____ Provided material
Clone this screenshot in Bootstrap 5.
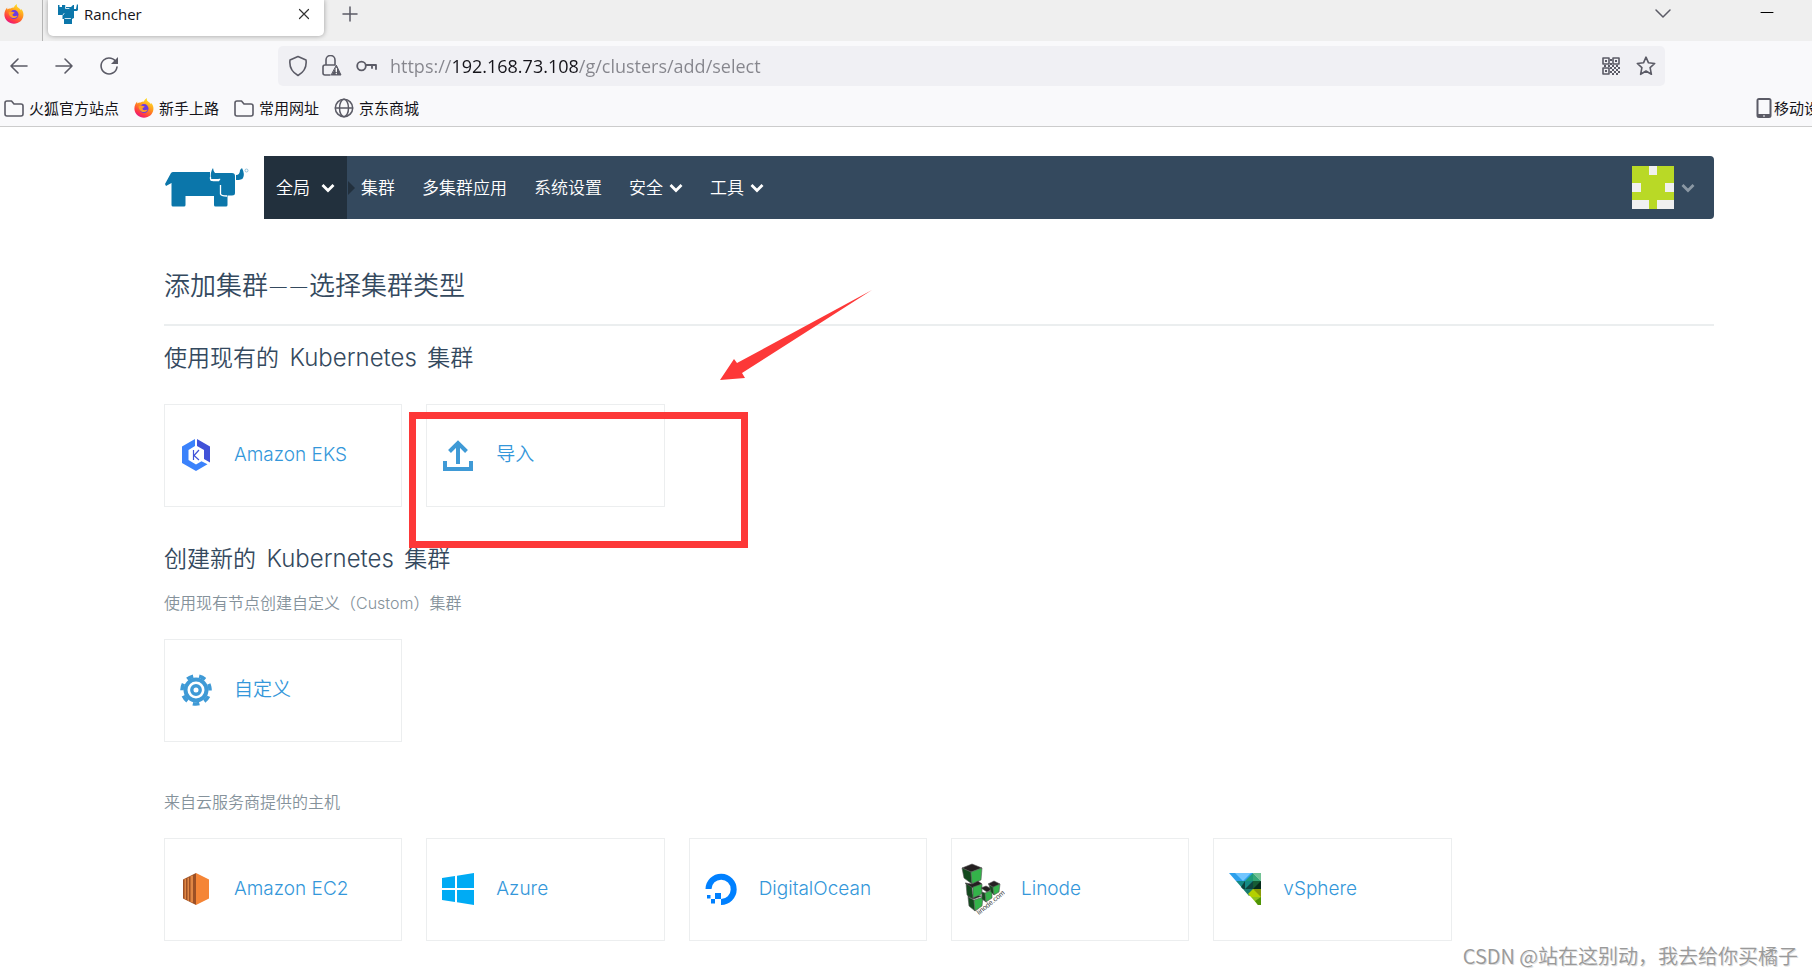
<!DOCTYPE html>
<html lang="zh-CN">
<head>
<meta charset="utf-8">
<meta name="viewport" content="width=device-width, initial-scale=1">
<title>Rancher</title>
<link href="https://cdn.jsdelivr.net/npm/bootstrap@5.3.0/dist/css/bootstrap.min.css" rel="stylesheet">
<style>
  :root { --ink: #34495e; --link: #3497da; --chrome-icon: #5b5b66; }
  body { font-family: Inter, "Noto Sans CJK SC", sans-serif; font-weight: 350; color: var(--ink); background: #fff; min-height: 100vh; overflow: hidden; position: relative; }
  svg { display: block; flex: none; }
  button { background: none; border: 0; padding: 0; color: inherit; font-weight: inherit; }
  a { text-decoration: none; }

  /* browser chrome */
  .chrome { font-family: "Open Sans", "Noto Sans CJK SC", sans-serif; font-weight: 400; font-size: 15px; line-height: 20px; color: #15141a; background: #f9f9fb; border-bottom: 1px solid #ccc; }
  .chrome svg { stroke-linecap: round; stroke-linejoin: round; }
  .tabstrip { height: 41px; background: #efefef; }
  .pinned { width: 43px; border-right: 1px solid #b5b5b5; padding: 4px 0 0 4px; }
  .tab-active { width: 276px; height: 36px; margin-left: 5px; padding: 0 14px 8px 10px; gap: 6px; background: #fff; border-radius: 0 0 5px 5px; box-shadow: 0 0 5px rgba(0,0,0,.35); }
  .strip-btn { height: 27px; }
  .minimize { margin: 0 38px 0 88px; }
  .toolbar { padding: 5px 147px 4px 9px; height: 49px; color: var(--chrome-icon); }
  .history-btns { gap: 25px; }
  .urlbar { background: #f0f0f4; border-radius: 5px; height: 40px; padding: 0 9px 0 10px; margin-left: 159px; }
  .url-icons { gap: 14px; margin-right: 12px; }
  .urlbar input { border: 0; outline: 0; padding: 0; min-width: 0; font-size: 18px; font-weight: 400; line-height: 24px; color: transparent;
    background: linear-gradient(90deg, #85858c 62px, #15141a 62px, #15141a 188px, #85858c 188px); -webkit-background-clip: text; background-clip: text; }
  .bookmarks { height: 36px; padding-left: 4px; gap: 15px; white-space: nowrap; }
  .bookmarks a { color: #15141a; gap: 5px; }
  .bookmarks svg { color: var(--chrome-icon); }
  .bookmarks .mobile-mark { width: 56px; overflow: hidden; gap: 1px; }

  /* rancher page */
  .page { padding: 29px 98px 0 164px; position: relative; }
  .brand { width: 100px; }
  .topnav { height: 63px; background: #34495e; border-radius: 0 4px 4px 0; color: #fff; font-size: 17px; line-height: 24px; }
  .topnav a, .topnav button { color: #fff; gap: 6px; }
  .scope { width: 83px; padding: 0 12px; background: #22303d; height: 63px; position: relative; }
  .scope::after { content: ""; position: absolute; left: 84px; top: 25px; border: 7px solid transparent; border-left-color: #22303d; border-right-width: 0; }
  .menu { gap: 27px; padding-left: 14px; }
  .topnav .account { margin-right: 19px; gap: 7px; }
  h1 { font-size: 26px; line-height: 32px; font-weight: 350; margin: 50px 0 22px; }
  h1 span { font-family: Lato, sans-serif; }
  .rule { border-top: 2px solid #ebeeef; }
  h2 { font-size: 23px; line-height: 28px; font-weight: 350; margin: 18px 0 32px; }
  h2 span { font-size: 24px; margin: 0 4px; }
  .h-create { margin: 38px 0 18px; }
  .note { font-size: 16px; line-height: 24px; color: #85929b; margin: 0 0 24px; }
  .note-hosts { margin-top: 48px; }
  .tile { height: 103px; border: 1px solid #eceeef; padding: 0 0 1px 9px; gap: 16px; color: var(--link); font-size: 19px; line-height: 24px; }
  .tile-icon { width: 44px; display: flex; justify-content: center; flex: none; }
  .callout { position: absolute; left: 409px; top: 162px; }
  .watermark { position: absolute; right: 14px; bottom: 7px; font-family: "Noto Sans CJK SC", sans-serif; font-size: 20px; line-height: 28px; color: #999; text-shadow: 1px 1px 0 #ddd; }
</style>
</head>
<body>
<svg width="0" height="0" class="position-absolute" aria-hidden="true">
  <defs>
    <linearGradient id="fxFlame" x1=".8" y1=".1" x2=".3" y2="1"><stop offset="0" stop-color="#ffe226"/><stop offset=".45" stop-color="#ff8a1e"/><stop offset=".8" stop-color="#ff3647"/><stop offset="1" stop-color="#e31587"/></linearGradient>
    <symbol id="fx" viewBox="0 0 20 20">
      <path fill="url(#fxFlame)" d="M13 0c-.6 2 .3 3 1.700 4 1 .6 1.800 1.300 2.300 2.300.1-.6.1-1-.1-1.600C19 6.500 19.700 9 19.400 11.500 18.900 16.300 14.900 19.700 10 19.700S.6 15.800.4 10.900C.3 8 1.500 5.400 3.200 3.600c-.1.8 0 1.300.2 1.800C4.200 4.600 5.500 4.300 6.600 4.600 7.600 3.700 9 3.300 10 3.500 10.300 2 11.500.7 13 0z"/>
      <circle cx="10" cy="10.600" r="4.500" fill="#6c3be0"/>
      <path fill="#ff9d25" d="M4.500 8.500c1.500-1.300 3.300-1 4.600-.4l1.500.3c0 .9-1.600 1-2 1.900-.2 1 .5 2 1.900 2 1.200 0 2-.8 3-.4-.8 1.700-3.500 2.800-5.600 1.800C5.800 12.800 4.800 11 4.500 8.500z"/>
    </symbol>
    <symbol id="folder" viewBox="0 0 20 17"><path d="M1 14V3a2 2 0 0 1 2-2h4.500l2.500 3h7a2 2 0 0 1 2 2v8a2 2 0 0 1-2 2H3a2 2 0 0 1-2-2z" fill="none" stroke="currentColor" stroke-width="1.600"/></symbol>
    <symbol id="chev" viewBox="0 0 14 10"><path d="M1.500 2 7 7.500 12.500 2" fill="none" stroke="currentColor" stroke-width="2.800"/></symbol>
  </defs>
</svg>

<header class="chrome">
  <div class="tabstrip d-flex">
    <div class="pinned"><svg width="20" height="20"><use href="#fx"/></svg></div>
    <div class="tab-active d-flex align-items-center">
      <svg width="20" height="20" viewBox="0 0 20 20" fill="#0b76aa"><path d="M0 1h1.500v2H4V1h3l1 2h5l2-2h1v13l-2 1v5H6v-5H4.500v-4H0z"/><path d="M16 5h2l1-5 1 1v5l-1 1h-3z"/><path d="M5 11l1-1.500M7 14.500h5.500M7.500 2.500v2H11" fill="none" stroke="#fff" stroke-width=".8"/></svg>
      <span class="me-auto">Rancher</span>
      <button aria-label="关闭标签页"><svg width="12" height="12" viewBox="0 0 12 12"><path d="M1.500 1.500l9 9M10.500 1.500l-9 9" stroke="#333" stroke-width="1.200"/></svg></button>
    </div>
    <button class="strip-btn ms-3" aria-label="新标签页"><svg width="20" height="20" viewBox="0 0 20 20"><path d="M10 3v14M3 10h14" stroke="#5b5b66" stroke-width="1.500"/></svg></button>
    <button class="strip-btn ms-auto" aria-label="列出标签页"><svg width="18" height="12" viewBox="0 0 18 12"><path d="M2 2l7 7 7-7" fill="none" stroke="#5b5b66" stroke-width="1.500"/></svg></button>
    <button class="strip-btn minimize" aria-label="最小化"><svg width="14" height="12" viewBox="0 0 14 12"><path d="M1 4.500h12" stroke="#000"/></svg></button>
  </div>
  <div class="toolbar d-flex align-items-center">
    <div class="history-btns d-flex align-items-center">
      <button aria-label="后退"><svg width="20" height="18" viewBox="0 0 20 18"><path d="M18 9H2M9 2L2 9l7 7" fill="none" stroke="currentColor" stroke-width="1.600"/></svg></button>
      <button aria-label="前进"><svg width="20" height="18" viewBox="0 0 20 18"><path d="M2 9h16M11 2l7 7-7 7" fill="none" stroke="currentColor" stroke-width="1.600"/></svg></button>
      <button aria-label="刷新"><svg width="20" height="20" viewBox="0 0 20 20"><path d="M17.500 7A8 8 0 1 0 18 11" fill="none" stroke="currentColor" stroke-width="1.600"/><path d="M19 1v7h-7z" fill="currentColor"/></svg></button>
    </div>
    <div class="urlbar d-flex align-items-center flex-grow-1">
      <div class="url-icons d-flex align-items-center">
        <svg width="20" height="22" viewBox="0 0 20 22"><path d="M10 1.500l8 3.500c.8 6-2 12-8 15.500C4 17 1.200 11 2 5z" fill="none" stroke="currentColor" stroke-width="1.600"/></svg>
        <svg width="20" height="22" viewBox="0 0 20 22"><path d="M8 20H3a2 2 0 0 1-2-2v-6a2 2 0 0 1 2-2h10M4 10V5a4 4 0 0 1 9 0v5" fill="none" stroke="currentColor" stroke-width="1.600"/><path d="M14.500 10.500l4.500 9.500H9.500z" fill="currentColor" stroke="currentColor"/><path d="M14.300 13.500v3M14.300 18.500v.1" stroke="#fff" stroke-width="1.400"/></svg>
        <svg width="22" height="12" viewBox="0 0 22 12"><g fill="none" stroke="currentColor" stroke-width="1.800"><circle cx="5.500" cy="6" r="4.300"/><path d="M10 5h10v4M16 5v3"/></g></svg>
      </div>
      <input class="flex-grow-1" type="text" aria-label="地址" value="https://192.168.73.108/g/clusters/add/select">
      <button aria-label="二维码"><svg width="18" height="18" viewBox="0 0 18 18"><g fill="none" stroke="currentColor" stroke-width="1.600"><path d="M1 1h6v6H1zM11 1h6v6h-6zM1 11h6v6H1z"/></g><path fill="currentColor" d="M3 3h2v2H3zM13 3h2v2h-2zM3 13h2v2H3zM8 2h2v2H8zM8 6h2v2H8zM2 8h2v2H2zM6 8h2v2H6zM10 8h2v2h-2zM14 8h2v2h-2zM8 10h2v2H8zM12 10h2v2h-2zM16 10h2v2h-2zM10 12h2v2h-2zM14 12h2v2h-2zM8 14h2v2H8zM12 14h2v2h-2zM16 14h2v2h-2zM10 16h2v2h-2zM14 16h2v2h-2z"/></svg></button>
      <button class="ms-3" aria-label="收藏"><svg width="20" height="20" viewBox="0 0 20 20"><path d="M10 1.200l2.500 5.600 6.200.7-4.600 4.200 1.300 6.600-5.400-3.300-5.400 3.300 1.300-6.600L1.300 7.500l6.200-.7z" fill="none" stroke="currentColor" stroke-width="1.600"/></svg></button>
    </div>
  </div>
  <nav class="bookmarks d-flex align-items-center" aria-label="书签">
    <a href="#" class="d-flex align-items-center"><svg width="20" height="17"><use href="#folder"/></svg>火狐官方站点</a>
    <a href="#" class="d-flex align-items-center"><svg width="20" height="20"><use href="#fx"/></svg>新手上路</a>
    <a href="#" class="d-flex align-items-center"><svg width="20" height="17"><use href="#folder"/></svg>常用网址</a>
    <a href="#" class="d-flex align-items-center"><svg width="20" height="20" viewBox="0 0 20 20"><g fill="none" stroke="currentColor" stroke-width="1.500"><circle cx="10" cy="10" r="8.700"/><ellipse cx="10" cy="10" rx="4.500" ry="8.700"/><path d="M1.500 10h17"/></g></svg>京东商城</a>
    <a href="#" class="mobile-mark d-flex align-items-center ms-auto"><svg width="17" height="20" viewBox="0 0 17 20"><path fill="currentColor" fill-rule="evenodd" d="M3 0h10a2.500 2.500 0 0 1 2.500 2.500v15A2.500 2.500 0 0 1 13 20H3a2.500 2.500 0 0 1-2.500-2.500v-15A2.500 2.500 0 0 1 3 0zM2.500 2v14h11V2zM7 17.500v1h2v-1z"/></svg>移动设</a>
  </nav>
</header>

<main class="page">
  <div class="d-flex align-items-center">
    <a href="#" class="brand" aria-label="Rancher">
      <svg width="86" height="40" viewBox="-1 0 86 40" fill="#0b76aa"><path d="M0 16L6 5Q7 4 8 4H45V11Q45 13 47 13H54Q56 12 55 10V5H67Q70 5 70 8V25Q70 27.500 67 27.500H62.500V37Q62.500 38.500 61 38.500H50.500Q49 38.500 49 37V28H20.500V37Q20.500 38.500 19 38.500H8Q6.500 38.500 6.500 37V15L1 18Z"/><path d="M46 11Q45 4 48 0Q48.500 4 50 5H56V10Q55 11 53 11Z"/><path d="M71 12V7Q75 7 75 2L77 0Q80 6 78 10Q77 12 71 12Z"/><path d="M45.500 9Q45 12.500 48 12.500H54M55.500 17V26Q56 28 62 28" fill="none" stroke="#fff" stroke-width="1.300"/><circle cx="81.500" cy="2.500" r="1.500" fill="none" stroke="#7fb5d0" stroke-width=".8"/></svg>
    </a>
    <nav class="topnav d-flex align-items-center flex-grow-1">
      <button class="scope d-flex align-items-center justify-content-between">全局<svg width="14" height="10"><use href="#chev"/></svg></button>
      <div class="menu d-flex align-items-center">
        <a href="#">集群</a>
        <a href="#">多集群应用</a>
        <a href="#">系统设置</a>
        <button class="d-flex align-items-center">安全<svg width="14" height="10"><use href="#chev"/></svg></button>
        <button class="d-flex align-items-center">工具<svg width="14" height="10"><use href="#chev"/></svg></button>
      </div>
      <button class="account d-flex align-items-center ms-auto" aria-label="用户菜单">
        <svg width="42" height="43" viewBox="0 0 42 43"><path fill="#b9d926" d="M0 0h42v43H0z"/><path fill="#f0f0f0" d="M17 0h8v9h-8zM0 17h9v9H0zM33 17h9v9h-9zM0 34h17v9H0zM25 34h17v9H25z"/></svg>
        <svg width="14" height="10" color="#8b98a4"><use href="#chev"/></svg>
      </button>
    </nav>
  </div>

  <h1>添加集群<span>——</span>选择集群类型</h1>
  <div class="rule"></div>

  <h2>使用现有的 <span>Kubernetes</span> 集群</h2>
  <div class="row gx-4">
    <div class="col-2"><a href="#" class="tile d-flex align-items-center"><span class="tile-icon"><svg width="28" height="32" viewBox="0 0 28 32"><path fill="#3b82fb" d="M13 0v7L6.500 11v10L14 25.500l5.500-3.200 6 3L14 32 0 24V7.500z"/><path fill="#4152d8" d="M15 0l13 7.500v16l-6-3.500V11L15 7z"/><path d="M11.500 11v10M17 11l-5 5.500 5 4.500" fill="none" stroke="#4152d8" stroke-width="1.200"/></svg></span>Amazon EKS</a></div>
    <div class="col-2"><a href="#" class="tile d-flex align-items-center"><span class="tile-icon"><svg width="30" height="31" viewBox="0 0 30 31" fill="none" stroke="#3f9ad6" stroke-width="4"><path d="M2 21v8h26v-8M15 24V4M6.500 11.500L15 3l8.500 8.500"/></svg></span>导入</a></div>
  </div>

  <h2 class="h-create">创建新的 <span>Kubernetes</span> 集群</h2>
  <p class="note">使用现有节点创建自定义（Custom）集群</p>
  <div class="row gx-4">
    <div class="col-2"><a href="#" class="tile d-flex align-items-center"><span class="tile-icon"><svg width="32" height="32" viewBox="-16 -16 32 32" fill="none" stroke="#3f9ad6"><circle r="10.500" stroke-width="4"/><circle r="4.200" stroke-width="3.400"/><circle r="14" stroke-width="3.600" stroke-dasharray="6.600 5.967" transform="rotate(76)"/></svg></span>自定义</a></div>
  </div>

  <p class="note note-hosts">来自云服务商提供的主机</p>
  <div class="row gx-4">
    <div class="col-2"><a href="#" class="tile d-flex align-items-center"><span class="tile-icon"><svg width="26" height="32" viewBox="0 0 26 32"><path fill="#9d5025" d="M0 6.500l3-1.500 3-1.500 4-2L13 0v32l-3-1.500-4-2-3-1.500-3-1.500z"/><path fill="#e08644" d="M1.500 6v20L3 26.500V5.500zM4.500 5v22.500l1.500.5V4.500zM7.500 3v26l2.500.6V2.500z"/><path fill="#f58536" d="M13 0l13 6.500v19L13 32z"/></svg></span>Amazon EC2</a></div>
    <div class="col-2"><a href="#" class="tile d-flex align-items-center"><span class="tile-icon"><svg width="32" height="32" viewBox="0 0 32 32" fill="#00abf4"><path d="M0 5l13-2v12H0zM15 2.700L32 0v15H15zM0 17h13v12L0 27zM15 17h17v15l-17-2.700z"/></svg></span>Azure</a></div>
    <div class="col-2"><a href="#" class="tile d-flex align-items-center"><span class="tile-icon"><svg width="32" height="32" viewBox="0 0 32 32"><path d="M3.500 16A12.600 12.600 0 1 1 16 28.900" fill="none" stroke="#0080ff" stroke-width="6"/><path fill="#0080ff" d="M10 20h6v6h-6zM6 26h4v4.500H6zM2 22h3.500v3.500H2z"/></svg></span>DigitalOcean</a></div>
    <div class="col-2"><a href="#" class="tile d-flex align-items-center"><span class="tile-icon"><svg width="44" height="52" viewBox="0 0 44 52"><g stroke="#555" stroke-width=".6"><path fill="#231f20" d="M1 5L11 1l10 4-11 4z"/><path fill="#124a1d" d="M1 5l9 4 1 12-8-6z"/><path fill="#34b34a" d="M10 9l11-4-1 12-9 4z"/><path fill="#231f20" d="M13 32l-6-2v4l6 2 8-3z"/><path fill="#124a1d" d="M5 20l6 4 1 12-6-4z"/><path fill="#231f20" d="M4 20l7 1 6-3 4 3-9 4z"/><path fill="#34b34a" d="M12 24l9-3v10l-9 4z"/><path fill="#124a1d" d="M7 34l6 3 1 11-6-5z"/><path fill="#34b34a" d="M13 37l9-3-1 9-7 5z"/><path fill="#231f20" d="M20 25l5-2 6 3-5 3z"/><path fill="#124a1d" d="M21 29l3 1 1 9-4-3z"/><path fill="#34b34a" d="M24 30l7-3v8l-6 4z"/><path fill="#231f20" d="M27 21l6-3 6 3-6 4z"/><path fill="#124a1d" d="M28 22l4 2 1 8-3-3z"/><path fill="#34b34a" d="M32 24l7-3-1 8-5 3z"/></g><text transform="translate(18 52) rotate(-39)" font-family="Liberation Sans" font-size="7" font-weight="400" fill="#333">linode.com</text></svg></span>Linode</a></div>
    <div class="col-2"><a href="#" class="tile d-flex align-items-center"><span class="tile-icon"><svg width="32" height="32" viewBox="0 0 32 32"><path fill="#2da0ec" d="M0 0h24v8H7z"/><path fill="#72c6ff" d="M6 0l8 8 8-8zM9 0l5 8 3-8z"/><path fill="#1d9b78" d="M24 0v8h-8z"/><path fill="#73c395" d="M24 0h8v8z"/><path fill="#36a777" d="M24 0v8h8z"/><path fill="#148a85" d="M7 8h17v8H14z"/><path fill="#0e453f" d="M16 8l-4 6 2 2h10v-8l-8 8z"/><path fill="#052b1b" d="M24 8h8v8h-8z"/><path fill="#155c35" d="M24 8h8l-8 8z"/><path fill="#187b6c" d="M14 16h10v4l-4 3z"/><path fill="#b4d000" d="M19 21l5-5h8v8H22z"/><path fill="#8a9a08" d="M24 16h8v8z"/><path fill="#8fc31f" d="M22 24h10v8l-3 0z"/><path fill="#4f9405" d="M32 24v8h-3l-3-4z"/></svg></span>vSphere</a></div>
  </div>

  <svg class="callout" width="470" height="260" viewBox="0 0 470 260" aria-hidden="true"><path fill="none" stroke="#fd3838" stroke-width="7" d="M3.500 126.500h332v129H3.500z"/><path fill="#fd3838" d="M311 91l14-21 3 4L463 1 333 84l3 5z"/></svg>
</main>

<div class="watermark">CSDN @站在这别动，我去给你买橘子</div>
<script src="https://cdn.jsdelivr.net/npm/bootstrap@5.3.0/dist/js/bootstrap.bundle.min.js"></script>
</body>
</html>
________
Work to be completed: Your task is to return the lines above, from the first one up to and including the line containing "56px; overflow: hidden;", minus any pictures.

Complete response:
Clone this screenshot in Bootstrap 5.
<!DOCTYPE html>
<html lang="zh-CN">
<head>
<meta charset="utf-8">
<meta name="viewport" content="width=device-width, initial-scale=1">
<title>Rancher</title>
<link href="https://cdn.jsdelivr.net/npm/bootstrap@5.3.0/dist/css/bootstrap.min.css" rel="stylesheet">
<style>
  :root { --ink: #34495e; --link: #3497da; --chrome-icon: #5b5b66; }
  body { font-family: Inter, "Noto Sans CJK SC", sans-serif; font-weight: 350; color: var(--ink); background: #fff; min-height: 100vh; overflow: hidden; position: relative; }
  svg { display: block; flex: none; }
  button { background: none; border: 0; padding: 0; color: inherit; font-weight: inherit; }
  a { text-decoration: none; }

  /* browser chrome */
  .chrome { font-family: "Open Sans", "Noto Sans CJK SC", sans-serif; font-weight: 400; font-size: 15px; line-height: 20px; color: #15141a; background: #f9f9fb; border-bottom: 1px solid #ccc; }
  .chrome svg { stroke-linecap: round; stroke-linejoin: round; }
  .tabstrip { height: 41px; background: #efefef; }
  .pinned { width: 43px; border-right: 1px solid #b5b5b5; padding: 4px 0 0 4px; }
  .tab-active { width: 276px; height: 36px; margin-left: 5px; padding: 0 14px 8px 10px; gap: 6px; background: #fff; border-radius: 0 0 5px 5px; box-shadow: 0 0 5px rgba(0,0,0,.35); }
  .strip-btn { height: 27px; }
  .minimize { margin: 0 38px 0 88px; }
  .toolbar { padding: 5px 147px 4px 9px; height: 49px; color: var(--chrome-icon); }
  .history-btns { gap: 25px; }
  .urlbar { background: #f0f0f4; border-radius: 5px; height: 40px; padding: 0 9px 0 10px; margin-left: 159px; }
  .url-icons { gap: 14px; margin-right: 12px; }
  .urlbar input { border: 0; outline: 0; padding: 0; min-width: 0; font-size: 18px; font-weight: 400; line-height: 24px; color: transparent;
    background: linear-gradient(90deg, #85858c 62px, #15141a 62px, #15141a 188px, #85858c 188px); -webkit-background-clip: text; background-clip: text; }
  .bookmarks { height: 36px; padding-left: 4px; gap: 15px; white-space: nowrap; }
  .bookmarks a { color: #15141a; gap: 5px; }
  .bookmarks svg { color: var(--chrome-icon); }
  .bookmarks .mobile-mark { width: 56px; overflow: hidden; gap: 1px; }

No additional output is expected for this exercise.